Measuring Whether Your Positioning Works
A value position is only as good as its results. The metrics that matter aren’t vanity numbers like page views or social media followers. They’re the indicators that show whether your positioning is actually changing customer behavior.
Look at conversion rates at each stage of your sales funnel: how many prospects become qualified leads, and how many of those convert to customers within a defined window. If your positioning is clear and compelling, you should see higher conversion rates and shorter sales cycles over time, because customers understand what you offer and why it matters before they ever talk to your team.
Retention is another strong signal. When your positioning attracts the right customers (not just any customers), those customers stick around because the product delivers on the promise that brought them in. High churn often points to a positioning problem: you attracted people with expectations your product can’t meet. Content engagement also tells a story. When your messaging is well-positioned, people save it, share it in private groups, and reference it in conversations. That kind of organic reach lowers your acquisition costs over time because trust compounds with every interaction.

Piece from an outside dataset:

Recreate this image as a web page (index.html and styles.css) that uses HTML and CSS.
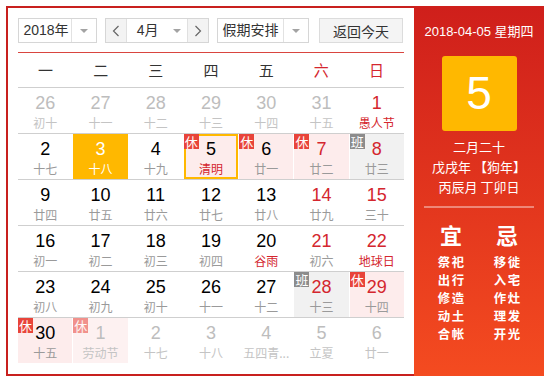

Putting Value Positioning Into Practice
Once you have a positioning statement, it needs to show up everywhere, not just in your marketing materials. Product development should prioritize features that reinforce your position. Customer service should reflect the attributes you’ve claimed. Pricing should align with the market space you’ve staked out. If your positioning says “premium,” but your pricing says “budget,” customers receive a contradictory signal that weakens both.
Revisit your positioning regularly, especially when you enter new markets, launch new products, or notice competitors encroaching on your territory. The market’s perception of your brand isn’t static, and a position that felt distinctive three years ago may feel crowded today. The goal is to own a clear, defensible space in your customer’s mind, and then to keep earning that space through everything you do.